* EXERCISE DETAILS:
Set down the data below without change, skipping the pictures it holds.
[Begin COLLECTED MATERIAL]
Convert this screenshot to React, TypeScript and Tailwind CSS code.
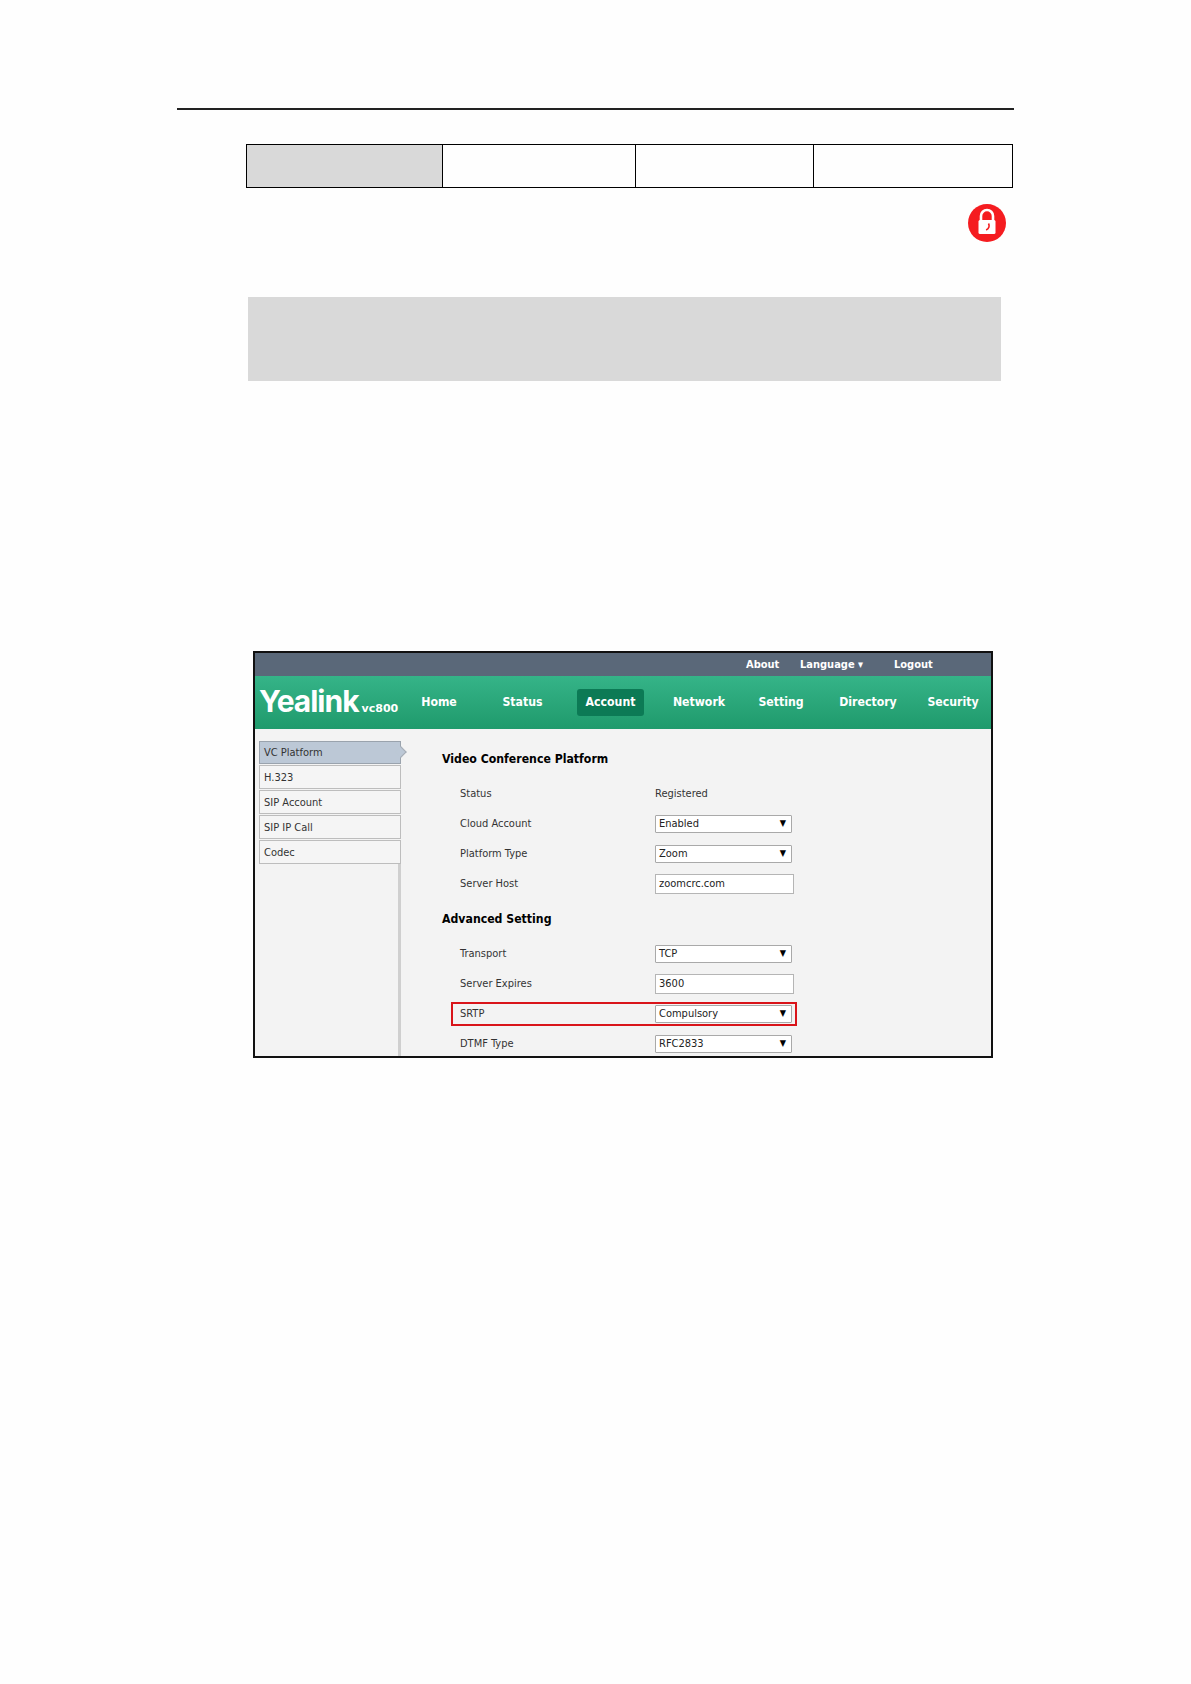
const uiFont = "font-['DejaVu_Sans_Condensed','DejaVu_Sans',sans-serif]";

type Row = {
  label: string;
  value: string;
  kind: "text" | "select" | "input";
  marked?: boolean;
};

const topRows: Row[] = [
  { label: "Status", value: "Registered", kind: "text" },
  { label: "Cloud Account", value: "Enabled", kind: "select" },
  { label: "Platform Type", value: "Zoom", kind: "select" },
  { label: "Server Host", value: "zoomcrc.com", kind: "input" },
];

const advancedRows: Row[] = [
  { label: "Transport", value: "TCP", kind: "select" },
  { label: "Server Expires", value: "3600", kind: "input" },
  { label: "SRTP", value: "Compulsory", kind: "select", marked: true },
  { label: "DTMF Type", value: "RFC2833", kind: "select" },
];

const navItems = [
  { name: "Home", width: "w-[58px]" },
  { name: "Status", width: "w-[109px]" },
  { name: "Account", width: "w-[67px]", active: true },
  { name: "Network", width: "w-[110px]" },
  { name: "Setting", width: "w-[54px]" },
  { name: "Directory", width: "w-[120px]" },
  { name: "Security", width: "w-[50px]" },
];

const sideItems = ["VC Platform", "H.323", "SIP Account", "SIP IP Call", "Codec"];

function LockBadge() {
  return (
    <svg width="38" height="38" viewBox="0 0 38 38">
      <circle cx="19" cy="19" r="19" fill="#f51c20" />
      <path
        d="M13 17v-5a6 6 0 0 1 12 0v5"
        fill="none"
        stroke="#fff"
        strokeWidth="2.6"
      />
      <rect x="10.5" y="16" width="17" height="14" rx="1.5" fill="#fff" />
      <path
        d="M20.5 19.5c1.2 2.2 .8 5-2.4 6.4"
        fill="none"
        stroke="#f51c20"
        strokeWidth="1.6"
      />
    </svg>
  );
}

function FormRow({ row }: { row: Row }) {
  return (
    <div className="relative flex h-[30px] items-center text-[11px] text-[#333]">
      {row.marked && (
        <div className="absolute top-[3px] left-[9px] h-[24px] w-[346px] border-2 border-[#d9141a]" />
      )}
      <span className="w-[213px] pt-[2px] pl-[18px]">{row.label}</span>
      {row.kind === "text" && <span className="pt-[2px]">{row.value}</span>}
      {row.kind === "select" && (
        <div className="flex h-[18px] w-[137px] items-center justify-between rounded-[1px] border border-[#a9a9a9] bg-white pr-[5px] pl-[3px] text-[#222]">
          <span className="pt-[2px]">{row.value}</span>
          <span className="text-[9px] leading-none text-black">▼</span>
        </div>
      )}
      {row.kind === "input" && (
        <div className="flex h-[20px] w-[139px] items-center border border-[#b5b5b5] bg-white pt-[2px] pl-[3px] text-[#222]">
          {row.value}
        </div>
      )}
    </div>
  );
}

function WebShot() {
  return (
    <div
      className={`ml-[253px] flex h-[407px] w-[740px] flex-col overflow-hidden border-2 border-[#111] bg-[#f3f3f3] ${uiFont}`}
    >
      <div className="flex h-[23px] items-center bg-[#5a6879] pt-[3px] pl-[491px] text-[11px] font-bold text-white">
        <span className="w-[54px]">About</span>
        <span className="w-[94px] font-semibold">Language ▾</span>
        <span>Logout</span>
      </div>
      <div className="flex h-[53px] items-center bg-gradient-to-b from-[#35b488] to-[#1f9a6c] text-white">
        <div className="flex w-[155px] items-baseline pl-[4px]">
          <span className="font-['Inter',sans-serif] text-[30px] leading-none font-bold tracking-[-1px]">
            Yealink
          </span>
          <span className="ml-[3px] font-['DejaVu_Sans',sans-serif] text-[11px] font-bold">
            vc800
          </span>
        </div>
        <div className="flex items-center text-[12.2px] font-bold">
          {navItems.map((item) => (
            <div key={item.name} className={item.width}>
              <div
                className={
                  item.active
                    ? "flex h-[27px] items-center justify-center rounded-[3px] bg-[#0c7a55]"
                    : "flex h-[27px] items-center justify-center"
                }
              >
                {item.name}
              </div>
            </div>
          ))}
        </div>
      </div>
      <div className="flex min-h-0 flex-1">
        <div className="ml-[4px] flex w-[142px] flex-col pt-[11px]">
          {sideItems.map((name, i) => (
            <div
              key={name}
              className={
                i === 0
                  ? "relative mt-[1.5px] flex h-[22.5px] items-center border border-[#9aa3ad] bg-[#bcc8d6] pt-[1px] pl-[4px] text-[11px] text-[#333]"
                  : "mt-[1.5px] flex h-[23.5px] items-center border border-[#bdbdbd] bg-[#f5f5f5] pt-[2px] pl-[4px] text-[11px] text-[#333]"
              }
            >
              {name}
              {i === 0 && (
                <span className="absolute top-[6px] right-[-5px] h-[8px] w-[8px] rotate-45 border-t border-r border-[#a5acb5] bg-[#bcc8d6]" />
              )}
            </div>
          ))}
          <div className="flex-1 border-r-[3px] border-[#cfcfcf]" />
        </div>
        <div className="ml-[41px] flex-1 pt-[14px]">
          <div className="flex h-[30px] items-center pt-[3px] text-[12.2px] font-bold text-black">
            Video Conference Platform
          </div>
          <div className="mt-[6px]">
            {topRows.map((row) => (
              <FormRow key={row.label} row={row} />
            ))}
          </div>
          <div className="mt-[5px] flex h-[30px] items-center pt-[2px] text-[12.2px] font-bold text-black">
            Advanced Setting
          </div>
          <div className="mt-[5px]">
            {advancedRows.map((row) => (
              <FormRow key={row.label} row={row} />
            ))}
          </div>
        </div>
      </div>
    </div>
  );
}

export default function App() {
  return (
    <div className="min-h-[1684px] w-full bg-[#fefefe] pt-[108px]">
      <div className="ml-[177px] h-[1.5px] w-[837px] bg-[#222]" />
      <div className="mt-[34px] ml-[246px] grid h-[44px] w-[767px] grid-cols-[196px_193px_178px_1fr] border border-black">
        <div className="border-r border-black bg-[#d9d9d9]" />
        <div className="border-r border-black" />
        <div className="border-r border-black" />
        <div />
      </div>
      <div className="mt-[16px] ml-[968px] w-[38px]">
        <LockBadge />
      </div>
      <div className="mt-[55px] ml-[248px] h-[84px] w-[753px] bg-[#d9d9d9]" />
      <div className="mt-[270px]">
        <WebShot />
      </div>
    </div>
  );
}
[End COLLECTED MATERIAL]
* SOLVED EXERCISE:
Convert this screenshot to React, TypeScript and Tailwind CSS code.
const uiFont = "font-['DejaVu_Sans_Condensed','DejaVu_Sans',sans-serif]";

type Row = {
  label: string;
  value: string;
  kind: "text" | "select" | "input";
  marked?: boolean;
};

const topRows: Row[] = [
  { label: "Status", value: "Registered", kind: "text" },
  { label: "Cloud Account", value: "Enabled", kind: "select" },
  { label: "Platform Type", value: "Zoom", kind: "select" },
  { label: "Server Host", value: "zoomcrc.com", kind: "input" },
];

const advancedRows: Row[] = [
  { label: "Transport", value: "TCP", kind: "select" },
  { label: "Server Expires", value: "3600", kind: "input" },
  { label: "SRTP", value: "Compulsory", kind: "select", marked: true },
  { label: "DTMF Type", value: "RFC2833", kind: "select" },
];

const navItems = [
  { name: "Home", width: "w-[58px]" },
  { name: "Status", width: "w-[109px]" },
  { name: "Account", width: "w-[67px]", active: true },
  { name: "Network", width: "w-[110px]" },
  { name: "Setting", width: "w-[54px]" },
  { name: "Directory", width: "w-[120px]" },
  { name: "Security", width: "w-[50px]" },
];

const sideItems = ["VC Platform", "H.323", "SIP Account", "SIP IP Call", "Codec"];

function LockBadge() {
  return (
    <svg width="38" height="38" viewBox="0 0 38 38">
      <circle cx="19" cy="19" r="19" fill="#f51c20" />
      <path
        d="M13 17v-5a6 6 0 0 1 12 0v5"
        fill="none"
        stroke="#fff"
        strokeWidth="2.6"
      />
      <rect x="10.5" y="16" width="17" height="14" rx="1.5" fill="#fff" />
      <path
        d="M20.5 19.5c1.2 2.2 .8 5-2.4 6.4"
        fill="none"
        stroke="#f51c20"
        strokeWidth="1.6"
      />
    </svg>
  );
}

function FormRow({ row }: { row: Row }) {
  return (
    <div className="relative flex h-[30px] items-center text-[11px] text-[#333]">
      {row.marked && (
        <div className="absolute top-[3px] left-[9px] h-[24px] w-[346px] border-2 border-[#d9141a]" />
      )}
      <span className="w-[213px] pt-[2px] pl-[18px]">{row.label}</span>
      {row.kind === "text" && <span className="pt-[2px]">{row.value}</span>}
      {row.kind === "select" && (
        <div className="flex h-[18px] w-[137px] items-center justify-between rounded-[1px] border border-[#a9a9a9] bg-white pr-[5px] pl-[3px] text-[#222]">
          <span className="pt-[2px]">{row.value}</span>
          <span className="text-[9px] leading-none text-black">▼</span>
        </div>
      )}
      {row.kind === "input" && (
        <div className="flex h-[20px] w-[139px] items-center border border-[#b5b5b5] bg-white pt-[2px] pl-[3px] text-[#222]">
          {row.value}
        </div>
      )}
    </div>
  );
}

function WebShot() {
  return (
    <div
      className={`ml-[253px] flex h-[407px] w-[740px] flex-col overflow-hidden border-2 border-[#111] bg-[#f3f3f3] ${uiFont}`}
    >
      <div className="flex h-[23px] items-center bg-[#5a6879] pt-[3px] pl-[491px] text-[11px] font-bold text-white">
        <span className="w-[54px]">About</span>
        <span className="w-[94px] font-semibold">Language ▾</span>
        <span>Logout</span>
      </div>
      <div className="flex h-[53px] items-center bg-gradient-to-b from-[#35b488] to-[#1f9a6c] text-white">
        <div className="flex w-[155px] items-baseline pl-[4px]">
          <span className="font-['Inter',sans-serif] text-[30px] leading-none font-bold tracking-[-1px]">
            Yealink
          </span>
          <span className="ml-[3px] font-['DejaVu_Sans',sans-serif] text-[11px] font-bold">
            vc800
          </span>
        </div>
        <div className="flex items-center text-[12.2px] font-bold">
          {navItems.map((item) => (
            <div key={item.name} className={item.width}>
              <div
                className={
                  item.active
                    ? "flex h-[27px] items-center justify-center rounded-[3px] bg-[#0c7a55]"
                    : "flex h-[27px] items-center justify-center"
                }
              >
                {item.name}
              </div>
            </div>
          ))}
        </div>
      </div>
      <div className="flex min-h-0 flex-1">
        <div className="ml-[4px] flex w-[142px] flex-col pt-[11px]">
          {sideItems.map((name, i) => (
            <div
              key={name}
              className={
                i === 0
                  ? "relative mt-[1.5px] flex h-[22.5px] items-center border border-[#9aa3ad] bg-[#bcc8d6] pt-[1px] pl-[4px] text-[11px] text-[#333]"
                  : "mt-[1.5px] flex h-[23.5px] items-center border border-[#bdbdbd] bg-[#f5f5f5] pt-[2px] pl-[4px] text-[11px] text-[#333]"
              }
            >
              {name}
              {i === 0 && (
                <span className="absolute top-[6px] right-[-5px] h-[8px] w-[8px] rotate-45 border-t border-r border-[#a5acb5] bg-[#bcc8d6]" />
              )}
            </div>
          ))}
          <div className="flex-1 border-r-[3px] border-[#cfcfcf]" />
        </div>
        <div className="ml-[41px] flex-1 pt-[14px]">
          <div className="flex h-[30px] items-center pt-[3px] text-[12.2px] font-bold text-black">
            Video Conference Platform
          </div>
          <div className="mt-[6px]">
            {topRows.map((row) => (
              <FormRow key={row.label} row={row} />
            ))}
          </div>
          <div className="mt-[5px] flex h-[30px] items-center pt-[2px] text-[12.2px] font-bold text-black">
            Advanced Setting
          </div>
          <div className="mt-[5px]">
            {advancedRows.map((row) => (
              <FormRow key={row.label} row={row} />
            ))}
          </div>
        </div>
      </div>
    </div>
  );
}

export default function App() {
  return (
    <div className="min-h-[1684px] w-full bg-[#fefefe] pt-[108px]">
      <div className="ml-[177px] h-[1.5px] w-[837px] bg-[#222]" />
      <div className="mt-[34px] ml-[246px] grid h-[44px] w-[767px] grid-cols-[196px_193px_178px_1fr] border border-black">
        <div className="border-r border-black bg-[#d9d9d9]" />
        <div className="border-r border-black" />
        <div className="border-r border-black" />
        <div />
      </div>
      <div className="mt-[16px] ml-[968px] w-[38px]">
        <LockBadge />
      </div>
      <div className="mt-[55px] ml-[248px] h-[84px] w-[753px] bg-[#d9d9d9]" />
      <div className="mt-[270px]">
        <WebShot />
      </div>
    </div>
  );
}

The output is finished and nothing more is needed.